Put another way: The “good” news is the commercial real estate market has likely hit bottom.

“At some point you’ll have to see improvement because the numbers are so low you can’t go lower,” said Dennis Meyers, principal economist for the state Department of Finance. “We’d like to say there’s great upward potential. But without job growth you’re not going to see offices fill up.”

California’s commercial real estate market is whipsawed by an economic Catch-22. When recession-ravaged businesses closed their doors, vacancy rates shot up. Most businesses that survived shed employees, lowering demand for space. In other attempts to reduce their bottom-line, many employers sought cheaper space or a better deal from landlords, driving down rental rates. In upscale Westwood and Santa Monica, for example, rents have declined by 30 percent since 2008, according to a Grubb & Ellis second quarter 2010 report on the Los Angeles commercial real estate market.
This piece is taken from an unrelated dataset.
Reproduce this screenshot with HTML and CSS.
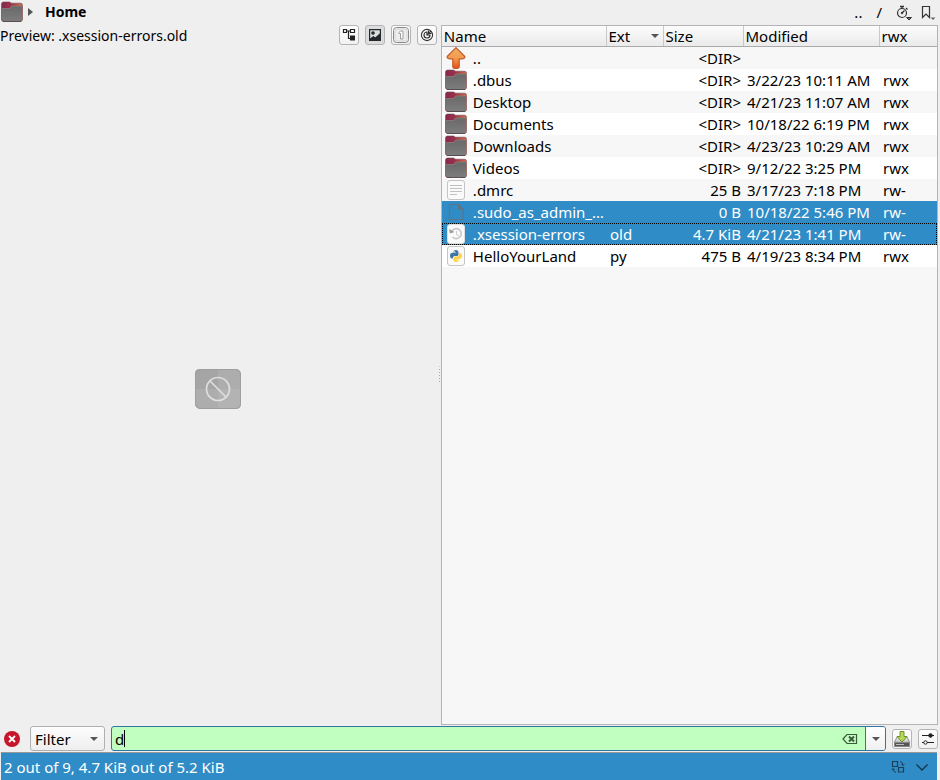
FILE: index.html
```
<!DOCTYPE html>
<html lang="en">
<head>
<meta charset="utf-8">
<title>Home</title>
<link rel="stylesheet" href="styles.css">
</head>
<body>
<svg class="sprite" aria-hidden="true">
  <defs>
    <linearGradient id="folder-back" x1="0" x2="1"><stop offset="0" stop-color="#86264f"/><stop offset=".45" stop-color="#9c3349"/><stop offset="1" stop-color="#cf6a44"/></linearGradient>
    <linearGradient id="folder-front" x1="0" y1="0" x2="0" y2="1"><stop offset="0" stop-color="#696969"/><stop offset="1" stop-color="#7c7c7c"/></linearGradient>
    <linearGradient id="arrow-fill" x1="0" y1="0" x2="0" y2="1"><stop offset="0" stop-color="#f0b063"/><stop offset=".5" stop-color="#f39a4e"/><stop offset="1" stop-color="#ec4d12"/></linearGradient>
    <linearGradient id="disk-fill" x1="0" y1="0" x2="0" y2="1"><stop offset="0" stop-color="#f4f4f4"/><stop offset="1" stop-color="#8c8c8c"/></linearGradient>
  </defs>
  <symbol id="folder" viewBox="0 0 22 22">
    <path d="M0.500 3q0-2 2-2h6l2 1.200h9q2 0 2 2v14.300q0 2-2 2h-17q-2 0-2-2z" fill="url(#folder-back)" stroke="#6b4650" stroke-opacity=".6"/>
    <path d="M1 7.500h8l1.500-2.500h10.500v13.500q0 1.500-1.800 1.500h-16.400q-1.800 0-1.800-1.500z" fill="url(#folder-front)"/>
    <path d="M1 7.500h8l1.500-2.500h10.500" fill="none" stroke="#8b8783" stroke-width=".7"/>
    <path d="M2 20.500h18" stroke="#574c4f"/>
  </symbol>
  <symbol id="up" viewBox="0 0 22 22">
    <path d="M11 .7L19.800 9.500q.3 2-2.300 2.300h-3.300v8q0 1.700-3.200 1.700t-3.200-1.700v-8h-3.300q-2.600-.3-2.300-2.300z" fill="url(#arrow-fill)" stroke="#bc5b2c" stroke-width="1.200" stroke-linejoin="round"/>
  </symbol>
  <symbol id="text-file" viewBox="0 0 22 22">
    <rect x="2.500" y="1.500" width="17" height="19" rx="2.500" fill="#fafafa" stroke="#c4c4c4"/>
    <path d="M5 6.500h12M5 9.500h12M5 12.500h12M5 15.500h7" stroke="#c0c0c0"/>
  </symbol>
  <symbol id="blank-file" viewBox="0 0 22 22">
    <path d="M4.500 3.500h9l4.500 4.500v10.500h-13.500zM13.500 3.500v4.500h4.500" fill="none" stroke="#5f7387" stroke-width="1.200"/>
    <path d="M13 3l5.500 5.500h-5.500z" fill="#5f7387"/>
  </symbol>
  <symbol id="old-file" viewBox="0 0 22 22">
    <rect x="2.500" y="1.500" width="17" height="19" rx="2.500" fill="#fafafa" stroke="#dedede"/>
    <path d="M6.500 9a5 5 0 1 1 1 5" fill="none" stroke="#c9c9c9" stroke-width="1.700"/>
    <path d="M4 6l1 4.500 4.500-1.500z" fill="#9b9b9b"/><path d="M11.500 8v3.500l2.500 1.500" fill="none" stroke="#c9c9c9"/>
  </symbol>
  <symbol id="python" viewBox="0 0 22 22">
    <rect x="2.500" y="1.500" width="17" height="19" rx="2.500" fill="#fafafa" stroke="#c4c4c4"/>
    <path d="M8.300 7.300q0-2.300 2.500-2.300t2.700 2v2.500q0 1.500-1.500 1.500h-2.500q-1.800 0-1.800 2.500h-1q-1.700-.3-1.700-3t2-2.700h3.800v-.5z" fill="#3d77a6"/>
    <path d="M13.900 8h1.200q1.900.2 1.900 3t-2 2.900h-3.700v.5h2.600q0 2.600-2.800 2.600t-2.700-2v-2q0-1.500 1.500-1.500h2.400q1.600 0 1.600-2z" fill="#ffd24a"/>
    <circle cx="9.600" cy="6.500" r=".5" fill="#fff"/><circle cx="12.600" cy="15.600" r=".5" fill="#fff"/>
  </symbol>
</svg>

<div class="window">
  <header class="pathbar">
    <nav class="crumbs" aria-label="Location">
      <svg class="icon"><use href="#folder"/></svg>
      <svg class="chevron" viewBox="0 0 5 8"><path d="M0 0L5 4L0 8z" fill="#555"/></svg>
      <a href="#home">Home</a>
    </nav>
    <div class="shortcuts">
      <button type="button" class="flat">..</button>
      <button type="button" class="flat slash">/</button>
      <button type="button" class="flat" aria-label="History">
        <svg width="16" height="18" viewBox="0 0 16 18" fill="none" stroke="#333"><circle cx="6" cy="10" r="4.500" stroke-width="1.200"/><path d="M4 3.500h4M6 3.500v2M10 5l1.500 1.500M6 10l2.500-2.500" stroke-width="1.300"/><circle cx="6" cy="10" r=".8" fill="#333"/><path d="M10.500 14.500h5l-2.500 2.500z" fill="#666"/></svg>
      </button>
      <button type="button" class="flat" aria-label="Bookmarks">
        <svg width="16" height="18" viewBox="0 0 16 18" fill="none" stroke="#333"><path d="M2.500 3.500h7v11l-3.500-3.500l-3.500 3.500z" stroke-width="1.200"/><path d="M10.500 14.500h5l-2.500 2.500z" fill="#666" stroke="none"/></svg>
      </button>
    </div>
  </header>

  <main class="panes">
    <section class="preview">
      <div class="preview-bar">
        <h2>Preview: .xsession-errors.old</h2>
        <div class="tools">
          <button type="button" class="tool" aria-label="Tree"><svg viewBox="0 0 16 16" fill="none" stroke="#222"><path d="M2.500 2.500h3v3h-3zM9.500 2.500h4v3h-4zM5.500 4h4M7.500 4v7.500h3" stroke-width="1.200"/><path d="M9 8.500h5v5h-5z" fill="#222" stroke="none"/></svg></button>
          <button type="button" class="tool" aria-label="Preview" aria-pressed="true"><svg viewBox="0 0 16 16"><path fill-rule="evenodd" d="M2 2h12v12h-12zM3.200 3.200v8.300l3-2 2 1.200 4.600-4.200v-3.300z" fill="#23282c"/><circle cx="6" cy="6" r="1.800" fill="#23282c"/><path d="M3 12l3.200-3 2.200 1.500 4.600-4v6.500h-10z" fill="#23282c"/></svg></button>
          <button type="button" class="tool" aria-label="Quick select"><svg viewBox="0 0 16 16"><rect x=".5" y=".5" width="15" height="15" rx="3" fill="#f8f8f8" stroke="#888"/><rect x="2" y="2" width="12" height="12" rx="2" fill="#ededed" stroke="#d2d2d2"/><path d="M6 5.500l1.500-1.500h2.500v8h-2.500v-5.500h-1.500z" fill="#fff" stroke="#888" stroke-width=".8"/></svg></button>
          <button type="button" class="tool" aria-label="Disk usage"><svg viewBox="0 0 16 16" fill="none" stroke="#333"><circle cx="8" cy="8" r="5.600" stroke-width="1.100"/><path d="M8 5a3 3 0 1 0 3 3h-3z" stroke-width="1.200"/><path d="M8 8l4-4M9.500 3.500v3h3" stroke-width="1.100"/></svg></button>
        </div>
      </div>
      <div class="preview-body">
        <svg class="no-preview" viewBox="0 0 48 42" role="img" aria-label="No preview"><rect x="1" y="1" width="46" height="40" rx="5" fill="#adadad"/><path d="M1 6q0-5 5-5h18v20h-23z" fill="#a5a5a5"/><path d="M24 21h23v15q0 5-5 5h-18z" fill="#b3b3b3"/><rect x="1.500" y="1.500" width="45" height="39" rx="5" fill="none" stroke="#9e9e9e"/><circle cx="24" cy="21" r="11.500" fill="none" stroke="#dedede" stroke-width="1.700"/><path d="M16 13l16 16" stroke="#dedede" stroke-width="1.700"/></svg>
      </div>
      <div class="grip" aria-hidden="true"></div>
    </section>

    <section class="files">
      <table>
        <colgroup><col><col class="c-ext"><col class="c-size"><col class="c-date"><col class="c-mode"></colgroup>
        <thead>
          <tr>
            <th><button type="button">Name</button></th>
            <th><button type="button">Ext<svg class="arrow" viewBox="0 0 8 4"><path d="M0 0h8l-4 4z" fill="#555"/></svg></button></th>
            <th><button type="button">Size</button></th>
            <th><button type="button">Modified</button></th>
            <th><button type="button">rwx</button></th>
          </tr>
        </thead>
        <tbody>
          <tr><td><div class="name"><svg class="icon"><use href="#up"/></svg><span>..</span></div></td><td></td><td>&lt;DIR&gt;</td><td></td><td></td></tr>
          <tr><td><div class="name"><svg class="icon"><use href="#folder"/></svg><span>.dbus</span></div></td><td></td><td>&lt;DIR&gt;</td><td>3/22/23 10:11 AM</td><td>rwx</td></tr>
          <tr><td><div class="name"><svg class="icon"><use href="#folder"/></svg><span>Desktop</span></div></td><td></td><td>&lt;DIR&gt;</td><td>4/21/23 11:07 AM</td><td>rwx</td></tr>
          <tr><td><div class="name"><svg class="icon"><use href="#folder"/></svg><span>Documents</span></div></td><td></td><td>&lt;DIR&gt;</td><td>10/18/22 6:19 PM</td><td>rwx</td></tr>
          <tr><td><div class="name"><svg class="icon"><use href="#folder"/></svg><span>Downloads</span></div></td><td></td><td>&lt;DIR&gt;</td><td>4/23/23 10:29 AM</td><td>rwx</td></tr>
          <tr><td><div class="name"><svg class="icon"><use href="#folder"/></svg><span>Videos</span></div></td><td></td><td>&lt;DIR&gt;</td><td>9/12/22 3:25 PM</td><td>rwx</td></tr>
          <tr><td><div class="name"><svg class="icon"><use href="#text-file"/></svg><span>.dmrc</span></div></td><td></td><td>25 B</td><td>3/17/23 7:18 PM</td><td>rw-</td></tr>
          <tr class="selected"><td><div class="name"><svg class="icon"><use href="#blank-file"/></svg><span>.sudo_as_admin_…</span></div></td><td></td><td>0 B</td><td>10/18/22 5:46 PM</td><td>rw-</td></tr>
          <tr class="selected current"><td><div class="name"><svg class="icon"><use href="#old-file"/></svg><span>.xsession-errors</span></div></td><td>old</td><td>4.7 KiB</td><td>4/21/23 1:41 PM</td><td>rw-</td></tr>
          <tr><td><div class="name"><svg class="icon"><use href="#python"/></svg><span>HelloYourLand</span></div></td><td>py</td><td>475 B</td><td>4/19/23 8:34 PM</td><td>rwx</td></tr>
        </tbody>
      </table>
    </section>
  </main>

  <form class="filterbar">
    <button type="button" class="close" aria-label="Close"><svg viewBox="0 0 16 16"><circle cx="8" cy="8" r="8" fill="#c7162b"/><path d="M5 5l6 6M11 5l-6 6" stroke="#fff" stroke-width="1.800"/></svg></button>
    <div class="mode">
      <select aria-label="Mode"><option>Filter</option></select>
      <svg class="arrow" viewBox="0 0 8 4"><path d="M0 0h8l-4 4z" fill="#555"/></svg>
    </div>
    <div class="combo">
      <div class="field">
        <input type="text" value="d" aria-label="Filter text">
        <span class="caret" aria-hidden="true"></span>
      </div>
      <button type="button" class="clear" aria-label="Clear"><svg viewBox="0 0 16 12" fill="none" stroke="#3b5a3b"><path d="M1 6l4-4.500h9.500v9h-9.500z" stroke-width="1.200"/><path d="M7 3.500l5 5M12 3.500l-5 5" stroke-width="2"/></svg></button>
      <button type="button" class="drop" aria-label="Recent filters"><svg class="arrow" viewBox="0 0 8 4"><path d="M0 0h8l-4 4z" fill="#555"/></svg></button>
    </div>
    <button type="button" class="tool" aria-label="Save"><svg viewBox="0 0 16 16"><path d="M3 6h10l2.500 5v4q0 1-1 1h-13q-1 0-1-1v-4z" fill="url(#disk-fill)" stroke="#777" stroke-width=".8"/><path d="M1 11.500h14v3.500h-14z" fill="#555"/><path d="M2 13.500h8" stroke="#bbb"/><path d="M6 .5h4v5h3l-5 5.500l-5-5.500h3z" fill="#b7d95a" stroke="#66891e" stroke-width=".9"/></svg></button>
    <button type="button" class="tool" aria-label="Options"><svg viewBox="0 0 16 16" stroke="#222"><path d="M2 4.500h12M2 11.500h12" stroke-width="1.200"/><circle cx="10.500" cy="4.500" r="1.800" fill="#222"/><circle cx="5.500" cy="11.500" r="1.700" fill="#fff"/></svg></button>
  </form>

  <footer class="status">
    <span>2 out of 9, 4.7 KiB out of 5.2 KiB</span>
    <button type="button" class="flat" aria-label="Swap"><svg width="14" height="14" viewBox="0 0 14 14" fill="none" stroke="#1d4058"><path d="M1.500 1.500h5v5h-5zM7.500 7.500h5v4.500h-5z" stroke-width="1.200"/><path d="M9 1.500q3 .5 3 4M10.500 4l1.500 1.500l1.500-1.500M5 12.500q-3-.5-3-4M.5 10l1.500-1.500l1.500 1.500" /></svg></button>
    <button type="button" class="flat" aria-label="Expand"><svg width="14" height="14" viewBox="0 0 14 14" fill="none" stroke="#12334a"><path d="M1.500 4.500l5.500 5.500l5.500-5.500" stroke-width="1.300"/></svg></button>
  </footer>
</div>
</body>
</html>
```
FILE: styles.css
```
* { box-sizing: border-box; }

body {
  margin: 0;
  background: #efefef;
  color: #000;
  font: 15px/22px "Noto Sans", "Open Sans", sans-serif;
}

button, input, select { margin: 0; padding: 0; font: inherit; color: inherit; }
button { border: 0; background: none; }
svg { display: block; flex: none; }
.sprite { position: absolute; width: 0; height: 0; }
.icon { width: 22px; height: 22px; }
.arrow { width: 8px; height: 4px; }

.window { display: flex; flex-direction: column; height: 100vh; }

.pathbar { display: flex; justify-content: space-between; align-items: center; height: 25px; flex: none; padding-bottom: 1px; }
.crumbs { display: flex; align-items: center; gap: 5px; padding-left: 1px; }
.crumbs a { color: inherit; font-size: 14px; font-weight: bold; text-decoration: none; padding-left: 7px; }
.chevron { width: 5px; height: 8px; }
.shortcuts { display: flex; align-items: center; gap: 8px; padding-right: 4px; }
.shortcuts .slash { padding: 0 6px; }

.panes { display: grid; grid-template-columns: 47fr 53fr; flex: 1; min-height: 0; padding-right: 2px; }

.preview { display: flex; flex-direction: column; position: relative; }
.preview-bar { display: flex; justify-content: space-between; align-items: center; height: 20px; padding-right: 4px; }
.preview-bar h2 { margin: 0; padding-top: 2px; font-size: 14px; font-weight: normal; white-space: nowrap; }
.tools { display: flex; gap: 6px; }
.tool {
  display: grid;
  place-items: center;
  width: 20px;
  height: 20px;
  border: 1px solid #b4b4b4;
  border-radius: 3px;
  background: linear-gradient(#fff, #f1f1f1);
}
.tool svg { width: 16px; height: 16px; }
.tool[aria-pressed="true"] { background: #dcdcdc; }
.preview-body { flex: 1; display: grid; place-items: center; padding: 8px 4px 0 0; }
.no-preview { width: 48px; height: 42px; }
.grip {
  position: absolute;
  right: 1px;
  top: 50%;
  width: 1px;
  height: 17px;
  transform: translateY(-50%);
  background: repeating-linear-gradient(#a8a8a8 0 1px, transparent 1px 3px);
}

.files { border: 1px solid #b4b4b4; background: #f7f7f7; overflow: hidden; }
table { width: 100%; table-layout: fixed; border-collapse: collapse; }
.c-ext { width: 57px; }
.c-size { width: 80px; }
.c-date { width: 136px; }
.c-mode { width: 58px; }
th { padding: 0; height: 20px; border-bottom: 1px solid #ababab; background: linear-gradient(#fcfcfc, #eaeaea); }
th + th { border-left: 1px solid #c8c8c8; }
th button { display: flex; align-items: center; justify-content: space-between; width: 100%; height: 20px; line-height: 20px; padding: 0 4px 0 2px; font-weight: normal; }
thead tr { height: 20px; }
td { height: 22px; padding: 0 0 0 4px; line-height: 22px; white-space: nowrap; }
td:first-child { padding-left: 3px; }
td:nth-child(3) { padding-right: 2px; text-align: right; }
tbody tr:nth-child(even) { background: #fff; }
tbody tr.selected { background: #308cc6; color: #fff; }
tbody tr.current { outline: 1px dotted #000; outline-offset: -1px; }
.name { display: flex; gap: 6px; height: 22px; }

.filterbar { display: flex; align-items: center; height: 27px; flex: none; padding: 0 2px 0 4px; }
.close svg { width: 16px; height: 16px; }
.mode { position: relative; width: 75px; height: 25px; margin: 0 6px 0 10px; }
.mode select {
  width: 100%;
  height: 100%;
  padding: 0 4px;
  border: 1px solid #b0b0b0;
  border-radius: 3px;
  appearance: none;
  background: linear-gradient(#fdfdfd, #eee);
}
.mode .arrow { position: absolute; right: 7px; top: 11px; pointer-events: none; }
.combo { display: flex; flex: 1; height: 25px; margin-right: 6px; border: 1px solid #2f77a3; border-radius: 3px; background: #c0ffc0; overflow: hidden; }
.field { position: relative; flex: 1; display: flex; }
.field input { flex: 1; min-width: 0; padding: 0 3px; border: 0; outline: 0; background: none; }
.caret { position: absolute; left: 12px; top: 3px; width: 1px; height: 17px; background: #000; }
.clear { padding: 0 7px; }
.clear svg { width: 16px; height: 12px; }
.drop { display: grid; place-items: center; width: 20px; border-left: 1px solid #2f77a3; background: linear-gradient(#fff, #f0f0f0); }
.filterbar .tool + .tool { margin-left: 6px; }

.status {
  display: flex;
  align-items: center;
  gap: 10px;
  height: 28px;
  flex: none;
  margin: 0 3px 0 1px;
  padding: 0 8px 0 3px;
  border-top: 1px solid #999;
  background: #308cc6;
  color: #fff;
}
.status span { flex: 1; }
```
But while commercial real estate’s hammering is a by-product of the recession, its comeback is necessary in order for the state to come back. While home building employs more people -- and its collapse was felt more immediately and profoundly -- empty office and warehouse space is a major hamper to the state’s economic recovery. In the midyear economic forecast of California State University at Fullerton’s Mihaylo College of Business and Economics, commercial real estate is cited as one of the three key forces dragging the recovery.  “It is necessary for (commercial real estate) to turn around for a continued recovery,” wrote Anil Puri and Mira Farka, the forecast’s authors.  But they conclude the picture for commercial real estate is “likely to get worse before it improves.” Like the recession as a whole, the areas hardest hit in the commercial real estate market are the Central Valley and Inland Empire.  Almost one fourth of the 28 million square feet of commercial space in the Ontario, Riverside and San Bernardino area is empty.  “General demand remains spotty at best,” Grubb & Ellis’ second quarter 2010 report notes dryly. In Fresno, no new construction occurred between April and June of this year. Space reductions and office closures have pushed up vacancy rates by throwing more sublease space on the market.

Commercial real estate prices have fallen 40 percent from 2007.  “There should be little change in the next quarter as the market treads water in what is hoped to be the final stages of the recession,” Grubb & Ellis says.  While hitting bottom isn’t exactly “good” news, it does offer “great upward potential,” as Meyers calls it.  He and other forecasters see some positive signs, although mainly in coastal areas – particularly Southern CaliforniaA key improvement is that the ports of Los Angeles and Long Beach are busier. Grubb & Ellis notes that, through June, activity at the ports has increased for four straight months. In part, the boost comes from other countries gradually recovering from the recession and stateside retailers replenishing their inventory.  “If port-related activities heat up enough that will heat up the demand for office and storage space,” Meyers said.  That’s been the case for the port-dependent South Bay area of Los Angles County.  Sales and leasing activity there of warehouse and other industrial space rose 95 percent year-over-year, according to Grubb & Ellis.

Not all segments of the economy are contracting, though. Some are growing – and looking for office and retail space. Growth sectors include for-profit educators, lawyers, health care and, in some areas, the state and federal government.  In Sacramento, for example, one of the largest leasing transactions of 2009 was for 227,000 square feet of downtown office space for the U.S. Army Corps of Engineers.  The state of California’s “Department of General Services continues to solicit office space for expanding state agencies in virtually every submarket” of the Sacramento area, Grubb & Ellis writes in its 2010 forecast for Northern California and the Central Valley.

But despite the modest positive signs in both the state and national economy, recovery for commercial real estate -- demand for office space and new construction -- traditionally lags behind the general recovery by six or more months because, as Meyers says, more jobs need to be added before more space is needed.  Meaning that hitting bottom isn’t the same as recovering.

“We’re forecasting that vacancies will be declining and rents will be appreciating across all property types by the middle of next year,” Brett White, CEO of CB Richard Ellis told the Los Angeles Times in a September 13 interview.

     “Recovery will be incremental because job growth is so anemic. Companies are doing anything they can to increase production without hiring more people. Most companies just got done letting go hundreds, if not thousands, of employees. That’s a painful, gut-wrenching process.”